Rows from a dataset

===============

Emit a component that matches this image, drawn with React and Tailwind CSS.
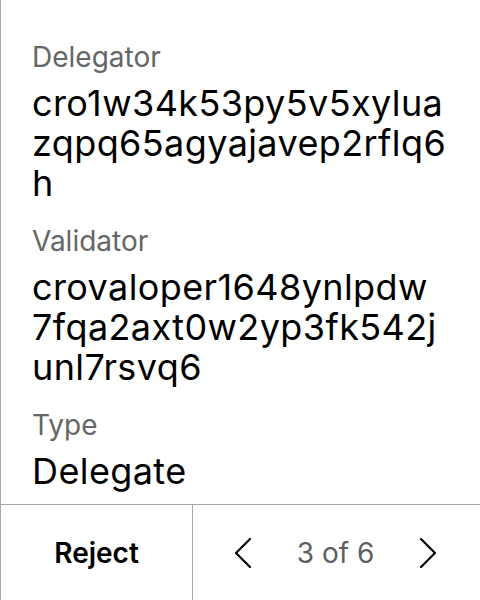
import React from "react";

function Field({ label, lines }) {
  return (
    <div className="flex flex-col gap-[8px]">
      <div className="text-[28px] leading-[36px] text-[#666666]">{label}</div>
      <div className="text-[36px] leading-[40px] tracking-[0.4px] text-black">
        {lines.map((l, i) => (
          <div key={i} className="whitespace-nowrap">{l}</div>
        ))}
      </div>
    </div>
  );
}

export default function App() {
  return (
    <div
      className="w-[480px] h-[600px] flex flex-col bg-white border-l border-[#a8a8a8]"
      style={{ fontFamily: "Inter, 'Noto Sans', sans-serif" }}
    >
      <div className="flex-1 flex flex-col gap-[20px] pl-[31px] pr-[32px] pt-[39px] overflow-hidden">
        <Field label="Delegator" lines={["cro1w34k53py5v5xylua", "zqpq65agyajavep2rflq6", "h"]} />
        <Field label="Validator" lines={["crovaloper1648ynlpdw", "7fqa2axt0w2yp3fk542j", "unl7rsvq6"]} />
        <Field label="Type" lines={["Delegate"]} />
      </div>
      <div className="h-[96px] shrink-0 flex border-t border-[#a8a8a8]">
        <div className="w-[192px] flex items-center justify-center border-r border-[#a8a8a8] text-[28px] font-semibold text-black">
          Reject
        </div>
        <div className="flex-1 flex items-center justify-center gap-[45px] pr-[2px]">
          <svg width="18" height="32" viewBox="0 0 18 32" fill="none">
            <path d="M16 2 L2 16 L16 30" stroke="black" strokeWidth="2.2" strokeLinecap="round" strokeLinejoin="round" />
          </svg>
          <span className="text-[28px] text-[#5f5f5f]">3 of 6</span>
          <svg width="18" height="32" viewBox="0 0 18 32" fill="none">
            <path d="M2 2 L16 16 L2 30" stroke="black" strokeWidth="2.2" strokeLinecap="round" strokeLinejoin="round" />
          </svg>
        </div>
      </div>
    </div>
  );
}
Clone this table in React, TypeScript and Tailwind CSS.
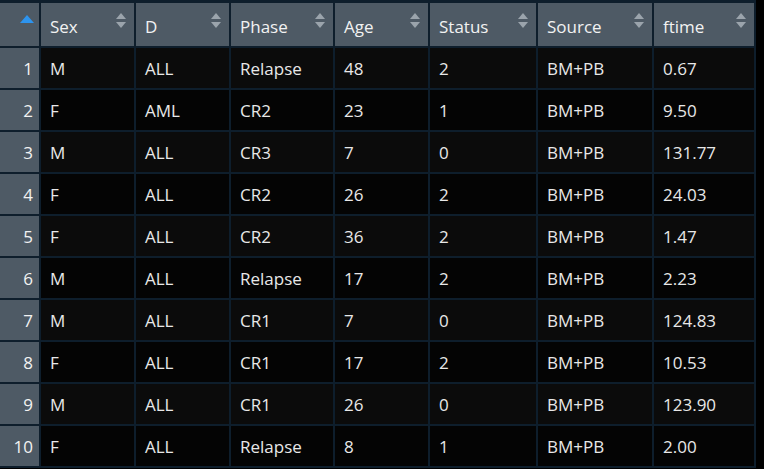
import React from 'react';

const cols = [
  { key: 'Sex', w: 'w-[93px]' },
  { key: 'D', w: 'w-[93px]' },
  { key: 'Phase', w: 'w-[102px]' },
  { key: 'Age', w: 'w-[93px]' },
  { key: 'Status', w: 'w-[106px]' },
  { key: 'Source', w: 'w-[114px]' },
  { key: 'ftime', w: 'w-[100px]' },
];

const rows = [
  ['M', 'ALL', 'Relapse', '48', '2', 'BM+PB', '0.67'],
  ['F', 'AML', 'CR2', '23', '1', 'BM+PB', '9.50'],
  ['M', 'ALL', 'CR3', '7', '0', 'BM+PB', '131.77'],
  ['F', 'ALL', 'CR2', '26', '2', 'BM+PB', '24.03'],
  ['F', 'ALL', 'CR2', '36', '2', 'BM+PB', '1.47'],
  ['M', 'ALL', 'Relapse', '17', '2', 'BM+PB', '2.23'],
  ['M', 'ALL', 'CR1', '7', '0', 'BM+PB', '124.83'],
  ['F', 'ALL', 'CR1', '17', '2', 'BM+PB', '10.53'],
  ['M', 'ALL', 'CR1', '26', '0', 'BM+PB', '123.90'],
  ['F', 'ALL', 'Relapse', '8', '1', 'BM+PB', '2.00'],
];

const SortIcon = () => (
  <svg width="10" height="15" viewBox="0 0 10 15" className="absolute right-[8px] top-[10px]">
    <path d="M5 0 L10 6 L0 6 Z" fill="#9ba4ac" />
    <path d="M0 9 L10 9 L5 15 Z" fill="#9ba4ac" />
  </svg>
);

export default function App() {
  return (
    <div
      className="w-[764px] h-[469px] bg-black overflow-hidden"
      style={{ fontFamily: '"Segoe UI", "Open Sans", "Noto Sans", sans-serif' }}
    >
      <div className="w-[756px] bg-[#0e1e2c] pt-[3px] pb-[2px] pr-[2px] flex flex-col gap-[2px]">
        <div className="flex gap-[2px] h-[43px]">
          <div className="w-[39px] bg-[#4e5a65] relative">
            <svg width="14" height="8" viewBox="0 0 14 8" className="absolute left-[20px] top-[12px]">
              <path d="M7 0 L14 8 L0 8 Z" fill="#2d94ee" />
            </svg>
          </div>
          {cols.map((c) => (
            <div
              key={c.key}
              className={`${c.w} bg-[#4e5a65] relative flex items-center pl-[9px] pt-[4px] text-[17px] text-[#f2f2f2]`}
            >
              {c.key}
              <SortIcon />
            </div>
          ))}
        </div>
        {rows.map((r, i) => (
          <div key={i} className="flex gap-[2px] h-[40px]">
            <div className="w-[39px] bg-[#4e5a65] flex items-center justify-end pr-[6px] pt-[2px] text-[17px] text-[#f2f2f2]">
              {i + 1}
            </div>
            {r.map((v, j) => (
              <div
                key={j}
                className={`${cols[j].w} ${i % 2 === 0 ? 'bg-[#0b0b0b]' : 'bg-[#040404]'} flex items-center pl-[9px] pt-[2px] text-[17px] text-[#e8e8e8]`}
              >
                {v}
              </div>
            ))}
          </div>
        ))}
      </div>
    </div>
  );
}
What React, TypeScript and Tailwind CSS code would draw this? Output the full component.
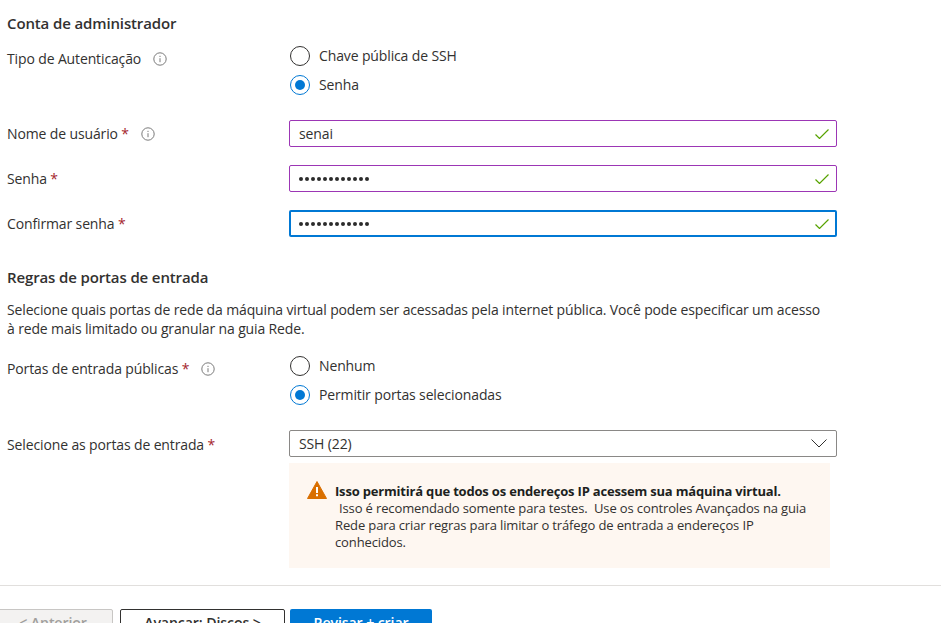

===============

**WHAT IS EXPECTED:**
Pull every line containing "this" from the data.

**WORKED ANSWER:**
Emit a component that matches this image, drawn with React and Tailwind CSS.
Clone this table in React, TypeScript and Tailwind CSS.
What React, TypeScript and Tailwind CSS code would draw this? Output the full component.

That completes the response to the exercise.